Cabo San Lucas sits at the southern tip of Baja California, a desert peninsula where the Gulf of California meets the Pacific Ocean. The combination produces a specific landscape: red-rock cliffs dropping into turquoise water, saguaro cactus gardens inland, and a 20-mile Tourist Corridor between Cabo and San José del Cabo lined with some of the most polished luxury resorts in North America. It is the premium Mexican destination.

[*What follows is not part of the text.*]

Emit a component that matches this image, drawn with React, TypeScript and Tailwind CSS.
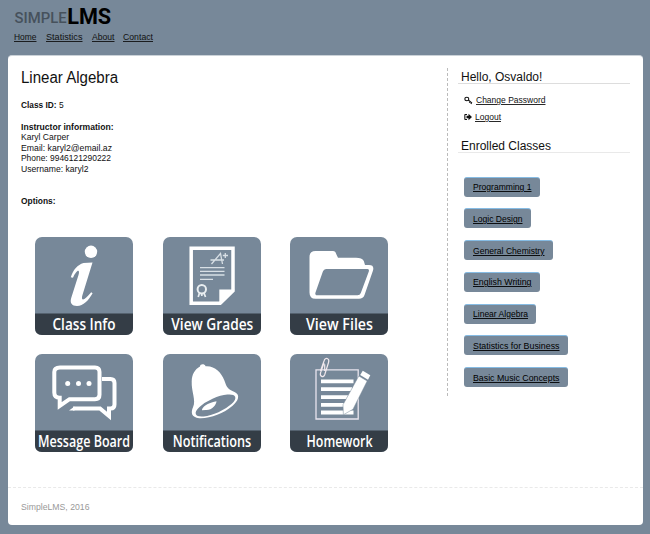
import type { ReactNode } from 'react';

const links = [
  { name: 'Home', slot: 'w-[32px]', text: 22.5 },
  { name: 'Statistics', slot: 'w-[45.5px]', text: 36.5 },
  { name: 'About', slot: 'w-[31.5px]', text: 22.5 },
  { name: 'Contact', slot: 'w-[40px]', text: 30 },
];

const classes = [
  { name: 'Programming 1', width: 'w-[76px]', text: 58.5 },
  { name: 'Logic Design', width: 'w-[67px]', text: 49.5 },
  { name: 'General Chemistry', width: 'w-[89px]', text: 71.5 },
  { name: 'English Writing', width: 'w-[76px]', text: 58.5 },
  { name: 'Linear Algebra', width: 'w-[72px]', text: 55 },
  { name: 'Statistics for Business', width: 'w-[104px]', text: 86.5 },
  { name: 'Basic Music Concepts', width: 'w-[104px]', text: 86.5 },
];

function Tile({ label, x, width, children }: { label: string; x: number; width: number; children: ReactNode }) {
  return (
    <svg viewBox="0 0 98 98" className="block h-[98px] w-[98px] overflow-visible">
      <rect width="98" height="98" rx="7" fill="#778899" />
      {children}
      <path d="M0 76.5H98V91Q98 98 91 98H7Q0 98 0 91Z" fill="#343d46" />
      <text
        x={x}
        y="92.7"
        textLength={width}
        lengthAdjust="spacingAndGlyphs"
        fill="#fff"
        className="font-['Open_Sans',sans-serif] text-[17px] font-semibold"
      >
        {label}
      </text>
    </svg>
  );
}

function InfoIcon() {
  return (
    <g fill="#fff">
      <circle cx="56" cy="14.8" r="6.2" />
      <path d="M35.8 40.2C38.3 32.5 42.5 28 48.5 26L57.5 25.5L47.4 58.2C46.3 62 47.4 63.3 49.4 62C52 60.2 54.2 57.5 56.2 55.3L57.6 56.3C53.6 63.5 48.3 68.9 42 69C36.8 69 34.7 65.9 36.2 61L43.5 38.1C45.3 32.3 42.1 31.5 38 40.8Z" />
    </g>
  );
}

function GradesIcon() {
  return (
    <g fill="none" stroke="#fff">
      <path d="M28.2 11.2H70V53.8L57.2 66.2H28.2Z" strokeWidth="3.5" />
      <path d="M56.3 68V52.6H71.5L56.8 67.5Z" fill="#fff" stroke="none" />
      <path d="M37 30.7H61.5M37 34.3H61.5M37 38H61.5M37 42.4H50" stroke="#d8dfe5" strokeWidth="1.3" />
      <path d="M48.5 27L57.5 16.5L59.5 27M47.5 23H61M62.3 16V21M59.8 18.5H65" stroke="#d8dfe5" strokeWidth="1.3" />
      <circle cx="38.8" cy="52.3" r="4.2" stroke="#e9eef1" strokeWidth="2" />
      <path d="M36.5 56L35.2 60M41 56L42.5 60M38.8 57V59" stroke="#e9eef1" strokeWidth="1.7" />
    </g>
  );
}

function FilesIcon() {
  return (
    <g>
      <path fill="#fff" d="M25.5 14H43Q45.5 14 46.2 17L48 20.7H66Q72 20.7 73.8 24L75 28H79Q84.5 28 83 33.5L74.5 58Q73.2 61.8 69 61.8H25.5Q19.5 61.8 19.5 55.5V20Q19.5 14 25.5 14Z" />
      <path fill="#778899" d="M36.5 32H77.5Q79.5 32 78.8 34.5L70.8 56Q70 58.2 67.5 58.2H27.5Q24.5 58.2 25.5 55.4L32.7 35Q33.8 32 36.5 32Z" />
    </g>
  );
}

function MessageIcon() {
  return (
    <g fill="none" stroke="#fff" strokeWidth="4">
      <path d="M67 25H75.5Q79.5 25 79.5 29V50.5Q79.5 54.5 75.5 54.5H74V62L65 54.5H38" />
      <path d="M25 13.5H60Q64.5 13.5 64.5 18V40.8Q64.5 45.2 60 45.2H34.5L24.7 52V43.7Q19.3 43.7 19.3 38.5V18Q19.3 13.5 25 13.5Z" />
      <g fill="#fff" stroke="none">
        <path d="M34 56.5L39.5 52.5V56.5Z" />
        <circle cx="32.7" cy="29.6" r="2.5" />
        <circle cx="43.5" cy="29.6" r="2.5" />
        <circle cx="54" cy="29.6" r="2.5" />
      </g>
    </g>
  );
}

function BellIcon() {
  return (
    <g>
      <path fill="#fff" d="M37 12.5C37 10 41.3 9.2 42.6 12.2C51.8 11.5 58.2 18.2 61.3 26.3C64 34.1 64.4 34.7 72 38.3C77.5 41 75.4 47.1 69.3 52C60.6 59.5 46.5 64.8 36.2 64.2C28.3 63.5 27.6 58.8 30.1 53.1C33.2 46.2 28.3 37.5 28.7 27.4C28.9 20.4 31.7 15.4 37 12.5Z" />
      <ellipse cx="52.5" cy="51.5" rx="21.5" ry="7.3" transform="rotate(-24 52.5 51.5)" fill="#778899" />
      <path fill="#fff" d="M39 56.2C38.8 53.4 44.2 48.8 53.5 47.2C53.1 51.2 48.7 56.4 42.8 55.9Z" />
    </g>
  );
}

function HomeworkIcon() {
  return (
    <g fill="none" stroke="#fff">
      <path d="M26 15.8H68.2V65H26Z" stroke="#e8e4ee" strokeWidth="1.3" />
      <path d="M31 27.3H63.5M31 35.2H62M31 43.2H58M31 50.9H55M31 58.5H63.5" strokeWidth="3.8" />
      <path d="M30.5 17L34.2 6.5C35.3 2.9 39.7 4.2 38.6 8.3L34.7 20.7C33.4 24.2 29.3 22.3 30.6 18.6L34 8.7M34.7 10.3V17" stroke="#f2e9ee" strokeWidth="1.2" />
      <path d="M68.8 22L77.2 27L63 55.2L53.4 60.8L53 50.7Z" fill="#fff" stroke="#778899" strokeWidth=".5" />
      <path d="M72.8 16.8L80.3 21.2L78 25.8L70.2 21Z" fill="#fff" stroke="none" />
    </g>
  );
}

function Fit({ children, width, className = 'underline' }: { children: string; width: number; className?: string }) {
  return (
    <svg width={width} height="11" className="block overflow-visible">
      <text x="0" y="8" textLength={width} lengthAdjust="spacingAndGlyphs" fill="currentColor" className={className}>{children}</text>
    </svg>
  );
}

export default function App() {
  return (
    <div className="h-[534px] w-[650px] overflow-hidden bg-[#778899] px-2 font-['Liberation_Sans',Arial,sans-serif] text-[9px] leading-[10.6px] text-[#111]">
      <header className="h-[55px] pl-[6px] pt-1">
        <svg width="110" height="25" className="block font-['Roboto',sans-serif]">
          <text x=".6" y="19.3" textLength="52" lengthAdjust="spacingAndGlyphs" fill="#46515c" className="text-[14.5px] font-medium">SIMPLE</text>
          <text x="53.2" y="19.5" textLength="44" lengthAdjust="spacingAndGlyphs" fill="#000" className="text-[22px] font-bold">LMS</text>
        </svg>
        <nav className="flex pt-[3px]">
          {links.map(({ name, slot, text }) => (
            <a key={name} className={slot}>
              <Fit width={text}>{name}</Fit>
            </a>
          ))}
        </nav>
      </header>

      <div className="h-[470px] w-[635px] rounded-[4px] border-t border-[#cbd2d8] bg-white">
        <div className="flex h-[432px] border-b border-dashed border-[#e9e9e9] pt-3">
          <main className="w-[439px] pl-[13px]">
            <h1 className="h-[20px] pt-[7px]">
              <Fit width={97} className="text-[16px]">Linear Algebra</Fit>
            </h1>
            <div className="mt-[12px] flex h-[11px] gap-[2.5px]">
              <Fit width={35.5} className="font-bold">Class ID:</Fit>
              <Fit width={4.7} className="">5</Fit>
            </div>
            <div className="mt-[10.6px] flex flex-col">
              <div className="h-[10.6px]"><Fit width={92.5} className="font-bold">Instructor information:</Fit></div>
              <div className="h-[10.6px]"><Fit width={48} className="">Karyl Carper</Fit></div>
              <div className="h-[10.6px]"><Fit width={91} className="">Email: karyl2@email.az</Fit></div>
              <div className="h-[10.6px]"><Fit width={90} className="">Phone: 9946121290222</Fit></div>
              <div className="h-[10.6px]"><Fit width={67.5} className="">Username: karyl2</Fit></div>
            </div>
            <div className="mt-[21px] h-[10.6px]"><Fit width={34.5} className="font-bold">Options:</Fit></div>
            <div className="ml-[14px] mt-[30.8px] grid w-[353px] grid-cols-[98px_98px_98px] justify-between gap-y-[19px]">
              <Tile label="Class Info" x={17.5} width={63}><InfoIcon /></Tile>
              <Tile label="View Grades" x={8.3} width={82}><GradesIcon /></Tile>
              <Tile label="View Files" x={16} width={67}><FilesIcon /></Tile>
              <Tile label="Message Board" x={3} width={92}><MessageIcon /></Tile>
              <Tile label="Notifications" x={9.8} width={78.5}><BellIcon /></Tile>
              <Tile label="Homework" x={16.5} width={66}><HomeworkIcon /></Tile>
            </div>
          </main>

          <aside className="h-[328px] w-[183px] border-l border-dashed border-[#bbb] pl-[10px]">
            <h2 className="h-[15.5px] border-b border-[#ddd] pl-[3px] text-[12px] leading-[18px]">Hello, Osvaldo!</h2>
            <div className="mt-[11px] flex h-[11px] items-center pl-[6px]">
              <svg width="9" height="9" viewBox="0 0 9 9" className="mr-[2.5px]" fill="none" stroke="#111" strokeWidth="1.1">
                <ellipse cx="2.8" cy="3" rx="2" ry="1.8" />
                <path d="M4.3 4L8 7.2M6.2 5.6L5.2 6.7M7.6 6.9L6.8 7.9" />
              </svg>
              <Fit width={69.5}>Change Password</Fit>
            </div>
            <div className="mt-[6px] flex h-[11px] items-center pl-[6px]">
              <svg width="8" height="8" viewBox="0 0 8 8" className="mr-[2.5px]" fill="#111">
                <path d="M3 1H1.2Q.3 1 .3 2V6Q.3 7 1.2 7H3V6H1.4V2H3ZM2.5 2.7H4.5V.8L8 4L4.5 7.2V5.3H2.5Z" />
              </svg>
              <Fit width={26}>Logout</Fit>
            </div>
            <h2 className="mt-[14.5px] h-[16px] border-b border-[#e9e9e9] pl-[3px] text-[12px] leading-[18px]">Enrolled Classes</h2>
            <div className="mt-[23.5px] flex flex-col gap-[11.8px] pl-[6px]">
              {classes.map(({ name, width, text }) => (
                <a key={name} className={`${width} h-[20px] rounded-[3px] border-t border-[#86bce4] bg-[#778899] pl-[8.5px] pt-[4.5px] text-black`}>
                  <Fit width={text}>{name}</Fit>
                </a>
              ))}
            </div>
          </aside>
        </div>
        <footer className="pl-[13px] pt-[14px] text-[#999]">
          <Fit width={68.5} className="">SimpleLMS, 2016</Fit>
        </footer>
      </div>
    </div>
  );
}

What you pay for in Cabo is the resort infrastructure and the west-coast flight access. Properties like One&Only Palmilla, Las Ventanas al Paraíso, Esperanza, Chileno Bay, and Waldorf Astoria Pedregal run weddings with polish rivalled only by Maui. From Los Angeles and Dallas, flights are under three hours; from New York, a five-hour nonstop on JetBlue or Delta. The aesthetic is desert-meets-sea rather than the jungle-meets-beach of Tulum; the crowd skews older, more golf-forward, more conventional-resort.
We mostly book weddings along the Tourist Corridor (resorts between the two towns) and at the Pedregal cliff properties on the Cabo side. Beach ceremonies are universally allowed; desert-cactus-garden ceremonies are a quietly good alternative if wind is a concern.